The note of certainty, of complete confidence in the speaker’s voice sent a tingle of fear up Grant’s spine. He gusted out a weary sigh. “All right. But she wasn’t a spy.”
“She was here on an intelligence-gathering mission, correct?”
“More or less. We wanted to find out more about Shuma and this SOB of his.”
“Of his?” A mocking lilt touched the voice, but Grant detected an edge of anger there, as well.
“Who else?” He eyed Shuma surreptitiously, looking for a glimmer of intelligence in his eyes. They were covered by a dull sheen, the lids drooping.
“What’s wrong with him?” he asked.
“Nothing,” came the dismissive response. “That is, nothing that’s isn’t wrong with any other addict of jolt and various other opiates.”
Grant knew that jolt was a combination of various hallucinogens and narcotics, like heroin. To sample it once was to virtually ensure addiction.
He hesitated, started to ask a question, then closed his mouth, shaking his head.
“You were about to ask how a jolt-brain could command his own bowels, much less an army.”
Grant nodded. “Something like that, yes.”
“I command Shuma and he commands the SOB.”
“Which brings me back to my first question—who the hell are you?”

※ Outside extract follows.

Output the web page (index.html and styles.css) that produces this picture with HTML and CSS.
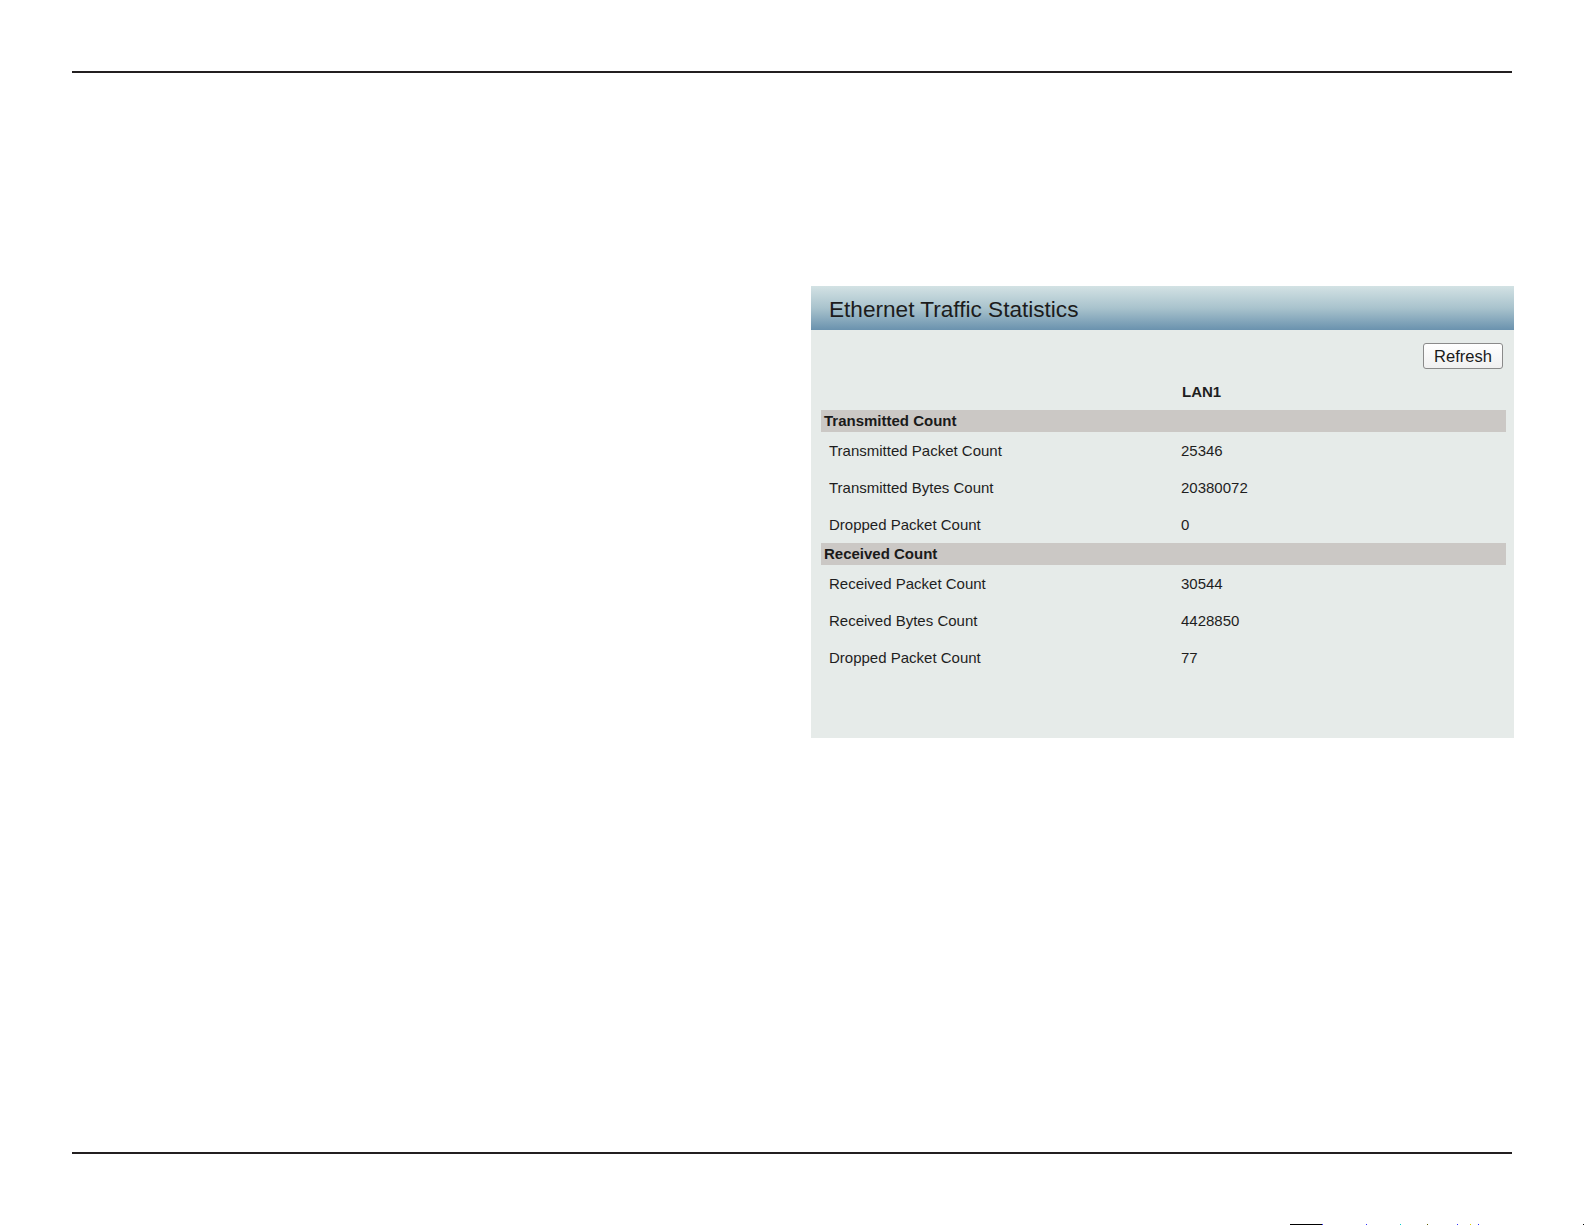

“My name would mean nothing to you…but if you must call me something, you may call me Esau.”
Grant inhaled a deep breath, held it, then released it slowly. “What are you?”
“I believe you have already guessed.”
When Grant declined to respond, he heard a shuffle of movement and a small figure stepped out from behind Shuma. At first Grant thought it was a crippled child, leaning as it did on a pair of crutches. But when the figure lurched closer he knew with a rise of nausea he was vastly mistaken.

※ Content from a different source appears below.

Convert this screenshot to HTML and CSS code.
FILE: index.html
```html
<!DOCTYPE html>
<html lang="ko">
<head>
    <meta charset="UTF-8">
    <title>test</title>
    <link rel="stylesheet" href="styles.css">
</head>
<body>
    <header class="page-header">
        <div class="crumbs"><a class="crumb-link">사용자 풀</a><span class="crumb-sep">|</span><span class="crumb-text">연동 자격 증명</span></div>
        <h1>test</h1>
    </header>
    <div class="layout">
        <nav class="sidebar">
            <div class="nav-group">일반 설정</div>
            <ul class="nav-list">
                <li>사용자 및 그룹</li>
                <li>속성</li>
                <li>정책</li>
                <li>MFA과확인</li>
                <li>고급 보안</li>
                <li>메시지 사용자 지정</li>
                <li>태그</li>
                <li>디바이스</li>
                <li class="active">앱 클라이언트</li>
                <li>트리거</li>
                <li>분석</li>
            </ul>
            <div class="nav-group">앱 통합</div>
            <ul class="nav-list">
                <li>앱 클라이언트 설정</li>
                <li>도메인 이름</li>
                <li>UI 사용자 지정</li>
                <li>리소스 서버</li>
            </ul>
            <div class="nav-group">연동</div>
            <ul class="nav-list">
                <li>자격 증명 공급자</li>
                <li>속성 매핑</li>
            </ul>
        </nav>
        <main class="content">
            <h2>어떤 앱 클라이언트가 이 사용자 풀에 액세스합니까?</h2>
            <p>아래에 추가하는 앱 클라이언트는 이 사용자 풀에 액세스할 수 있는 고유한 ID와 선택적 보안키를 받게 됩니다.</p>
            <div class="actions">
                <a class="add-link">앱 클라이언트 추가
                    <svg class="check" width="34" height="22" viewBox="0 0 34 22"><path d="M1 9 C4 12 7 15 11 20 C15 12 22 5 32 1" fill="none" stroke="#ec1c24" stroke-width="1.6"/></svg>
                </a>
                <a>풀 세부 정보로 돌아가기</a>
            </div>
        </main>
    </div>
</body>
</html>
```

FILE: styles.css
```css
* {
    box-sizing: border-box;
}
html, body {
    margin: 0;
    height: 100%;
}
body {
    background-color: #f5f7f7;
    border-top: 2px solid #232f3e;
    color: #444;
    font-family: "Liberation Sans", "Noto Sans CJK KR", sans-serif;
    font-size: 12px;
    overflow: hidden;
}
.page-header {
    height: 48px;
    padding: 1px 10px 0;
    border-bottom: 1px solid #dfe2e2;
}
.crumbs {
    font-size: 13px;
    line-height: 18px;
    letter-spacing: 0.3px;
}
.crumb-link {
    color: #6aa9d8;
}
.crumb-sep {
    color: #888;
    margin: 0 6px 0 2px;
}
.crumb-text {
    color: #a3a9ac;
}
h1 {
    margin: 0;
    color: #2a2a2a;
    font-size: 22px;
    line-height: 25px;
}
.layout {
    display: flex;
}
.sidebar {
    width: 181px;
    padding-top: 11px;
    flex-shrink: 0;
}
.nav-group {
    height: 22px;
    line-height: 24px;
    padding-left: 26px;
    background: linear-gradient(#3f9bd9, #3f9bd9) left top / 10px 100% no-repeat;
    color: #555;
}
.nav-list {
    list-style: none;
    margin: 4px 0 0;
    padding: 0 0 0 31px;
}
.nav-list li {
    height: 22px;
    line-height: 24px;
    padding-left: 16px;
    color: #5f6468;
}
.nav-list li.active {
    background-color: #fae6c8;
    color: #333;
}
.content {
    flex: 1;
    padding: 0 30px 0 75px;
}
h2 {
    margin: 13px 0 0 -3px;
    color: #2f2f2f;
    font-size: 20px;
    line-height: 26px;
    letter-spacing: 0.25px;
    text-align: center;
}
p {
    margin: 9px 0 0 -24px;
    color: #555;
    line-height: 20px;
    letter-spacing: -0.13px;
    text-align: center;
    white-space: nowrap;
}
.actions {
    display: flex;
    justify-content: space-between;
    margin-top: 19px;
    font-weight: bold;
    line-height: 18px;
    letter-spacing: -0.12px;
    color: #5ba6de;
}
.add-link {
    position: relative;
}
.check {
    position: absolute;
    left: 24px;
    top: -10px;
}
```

Esau stood a little more than four feet tall, his emaciated body lost in a baggy flannel shirt and pants several sizes too large for him. An old extension cord cinched the waistband tight. The frayed cuffs of the trousers dragged on the floor, but Grant couldn’t see any sign of feet.

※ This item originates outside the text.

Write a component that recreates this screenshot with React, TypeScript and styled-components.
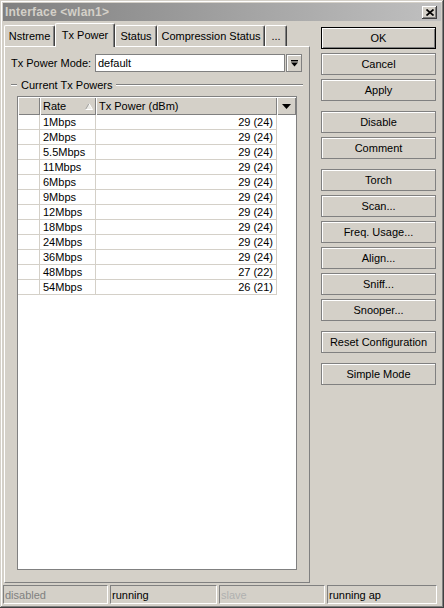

Esau’s face was dominated by a thick shelf of bone bulging above his huge eyes. The forehead rose like a marble wall, angling upward to join with the flat crown of his skull. A mat of thin gray hair covered it.
Grant struggled to keep his expression neutral, to disguise the fear swelling within him.
Esau’s small mouth twitched in a parody of a smile. “I revolt you more than Shuma, do I not?”
Grant didn’t respond for a few seconds, visually examining the blue-and-red mapwork of broken blood vessels spreading over Esau’s forehead. “Not exactly. I’ve come across your type a time or two.”
Esau’s smile widened in mock ingenuousness. “And what type is that, Mr. Grant?”
“Doomies,” he retorted matter-of-factly. “You’re a doomseer. I didn’t think there were many of you left.”
In the Outlands, people with enhanced psionic abilities were called doomseers or doomies, their mutant precognitive abilities feared and hated.
Most of the mutant strains spawned after the nuclear holocaust were extinct, either dying because of their twisted biologies, or hunted and exterminated during the early years of the unification program. Doomseers weren’t necessarily mutants, but norms with true telepathic abilities were rare in current times.
Extrasensory and precognitive perceptions were the most typical abilities possessed by mutants who appeared otherwise normal.
Esau uttered a scoffing, contemptuous laugh. “Hardly a doomseer. I can’t foretell the future any more accurately than you can.”
“Then what do you call yourself?”
Casting a sideways glance up at Shuma, Esau answered confidently, “A mastermind. I call myself a mastermind.”
Grant cocked his head in puzzlement. “A what?”
“I can master minds not my own…like Shuma’s here.”